Lo peor no es todo lo que ya ha pasado, que no es poco, desde que en marzo de 2020 (pronto va a hacer dos años) se decretara un confinamiento que se llevó por delante el poco equilibro cultural de subsistencia (me refiero económica, no creativa) y acabó exprimiendo todavía más a un sector que había soportado como había podido una extensa crisis y que empezaba a ver como sus esfuerzos empezaban a verse recompensados en la respuesta del público. Algo que no siempre va unido con la fortaleza económica de los proyectos como bien podrían explicar miles de protagonistas. Pero, al menos, el reconocimiento popular le estaba llegando a un sector que estaba mostrando su fortaleza artística en casi todas las direcciones.

Como decía, lo peor no es todo eso que ha pasado y que ya se ha contado en multitud de ocasiones y que se ha traducido en, resumiendo, pocas ayudas económicas, muchas pérdidas y un gran empuje cultural. Las cosas como son. Pero lo peor es, como casi siempre, el presente y mirar al futuro. El problema gordo (y creo que no sé si se le está dando la importancia que tiene) es que cuando se empezaba a levantar cabeza, el virus ha vuelto a atacar con fuerza y ha acabado forzando a más restricciones en un sector que está teniendo que suspender multitud de conciertos (las salas vuelven a ser las grandes perjudicadas) y cuyas giras teatrales empiezan a estar también en el alambre. Recordemos que las restricciones actuales caducan, en teoría, el 15 de enero. Sin embargo, parece más que evidente que están se van a alargar, estirando con ellas el silencio musical que, en esta ocasión, sí puede acabar definitivamente con el último empuje que le quedaba a algunas salas de la ciudad.

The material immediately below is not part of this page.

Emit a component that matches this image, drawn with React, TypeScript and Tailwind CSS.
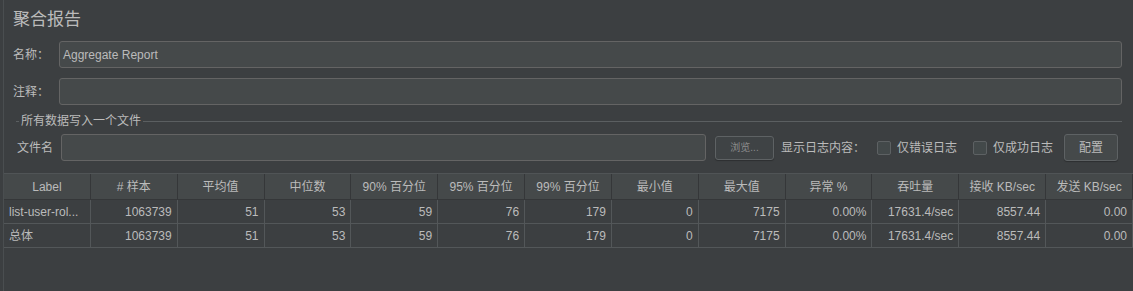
import React from "react";

const headers = ["Label", "# 样本", "平均值", "中位数", "90% 百分位", "95% 百分位", "99% 百分位", "最小值", "最大值", "异常 %", "吞吐量", "接收 KB/sec", "发送 KB/sec"];
const rows = [
  ["list-user-rol...", "1063739", "51", "53", "59", "76", "179", "0", "7175", "0.00%", "17631.4/sec", "8557.44", "0.00"],
  ["总体", "1063739", "51", "53", "59", "76", "179", "0", "7175", "0.00%", "17631.4/sec", "8557.44", "0.00"],
];

function Checkbox() {
  return <div className="w-[14px] h-[14px] border border-[#5d6163] rounded-[2px] bg-[#43494a]" />;
}

export default function App() {
  return (
    <div
      className="w-[1133px] h-[291px] bg-[#3c3f41] text-[#bbbbbb] overflow-hidden flex text-[12px]"
      style={{ fontFamily: '"Liberation Sans", "Noto Sans CJK SC", sans-serif' }}
    >
      <div className="w-[3px] shrink-0" />
      <div className="w-px shrink-0 bg-[#4a4e50]" />
      <div className="flex-1 flex flex-col min-w-0">
        <div className="h-[39px] pl-[9px] pt-[1px] flex items-center text-[17px] text-[#bbbbbb]">聚合报告</div>
        <div className="flex items-center h-[27px] mt-[2px]">
          <div className="w-[55px] pl-[9px] shrink-0">名称：</div>
          <div className="flex-1 mr-[11px] h-[27px] bg-[#45494a] border border-[#646464] rounded-[3px] flex items-center pl-[3px] text-[#bbbbbb]">
            Aggregate Report
          </div>
        </div>
        <div className="flex items-center h-[27px] mt-[10px]">
          <div className="w-[55px] pl-[9px] shrink-0">注释：</div>
          <div className="flex-1 mr-[11px] h-[27px] bg-[#45494a] border border-[#646464] rounded-[3px]" />
        </div>
        <div className="flex items-center h-[16px] mt-[8px] pl-[12px] pr-[11px]">
          <div className="w-[3px] h-px bg-[#5b5f61]" />
          <div className="px-[2px]">所有数据写入一个文件</div>
          <div className="flex-1 h-px bg-[#5b5f61]" />
        </div>
        <div className="flex items-center h-[27px] mt-[5px]">
          <div className="w-[57px] pl-[13px] shrink-0">文件名</div>
          <div className="w-[645px] h-[27px] bg-[#45494a] border border-[#646464] rounded-[3px] shrink-0" />
          <div className="ml-[9px] w-[59px] h-[24px] bg-[#3f4345] border border-[#5e6264] rounded-[3px] flex items-center justify-center text-[10px] text-[#8c8c8c] shadow-[0_1px_1px_rgba(0,0,0,0.25)]">
            浏览...
          </div>
          <div className="ml-[7px]">显示日志内容：</div>
          <div className="ml-[12px]"><Checkbox /></div>
          <div className="ml-[6px]">仅错误日志</div>
          <div className="ml-[16px]"><Checkbox /></div>
          <div className="ml-[6px]">仅成功日志</div>
          <div className="ml-[11px] w-[54px] h-[27px] bg-[#45494a] border border-[#5e6264] rounded-[3px] flex items-center justify-center shadow-[0_1px_1px_rgba(0,0,0,0.25)]">
            配置
          </div>
        </div>
        <div className="mt-[12px] grid grid-cols-[repeat(13,minmax(0,1fr))] border-t border-[#505456]">
          {headers.map((h, i) => (
            <div key={i} className="h-[26px] bg-[#45494a] border-r border-b border-[#353739] flex items-center justify-center whitespace-nowrap">
              {h}
            </div>
          ))}
          {rows.map((r, ri) =>
            r.map((c, ci) => (
              <div
                key={`${ri}-${ci}`}
                className={`h-[24px] border-r border-b border-[#535759] flex items-center whitespace-nowrap overflow-hidden ${ci === 0 ? "justify-start pl-[5px]" : "justify-end pr-[5px]"}`}
              >
                {c}
              </div>
            ))
          )}
        </div>
      </div>
    </div>
  );
}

No entro a debatir si las medidas son justas, adecuadas o si habría alguna otra manera de tratar de arrinconar al virus en lugar de señalar a un determinado sector del que se da a entender que es uno de los pocos culpables de los contagios masivos que, por otro lado, se está comportando de una manera bastante modélica. Lo que sí creo que es conveniente tener claro que la consecuencia directa de todo esto es incertidumbre. Que el pasado ya sabemos cómo acabó, que el presente parecía algo más esperanzador pero se ha vuelto a oscurecer y que el futuro ahora mismo no sabemos qué color puede tener. Es necesario tratar de contener al virus pero parece que ahora mismo el peligro no es pensar en que esta situación ya se ha vivido sino en que, ahora quizá sí, no haya salida.

Y es que tras las Navidades, la gente se suele retraer más a la hora de hacer planes (también culturales) y ya es tradición que cueste mucho más, en situaciones normales, movilizar al público. ¿Qué implica eso? Que cuando más difícil es conseguir que la gente reaccione, menos oferta va a haber para conseguirlo. Y si en sí, eso podría pensarse que puede servir para redirigir los esfuerzos a quizá épocas del año más benevolentes para los planes nocturnos, la realidad es bien diferente. La ausencia de oferta tiene el gran peligro de instalar en el imaginario colectivo la impresión de que no hay nada que hacer y de que ya no lo habrá. Es decir, no solo de desandar buena parte del camino realizado en los últimos diez años hasta marzo de 2020 sino retrotraerse a otras épocas más oscuras en las que la oferta era solo una y, por supuesto, mucho más pobre y teledirigida. Creo que nadie quiere volver a eso.

Ah, y no olviden, por favor, que las galerías y museos siguen abiertos y con una oferta artística que no ha perdido un ápice de interés a pesar de todo.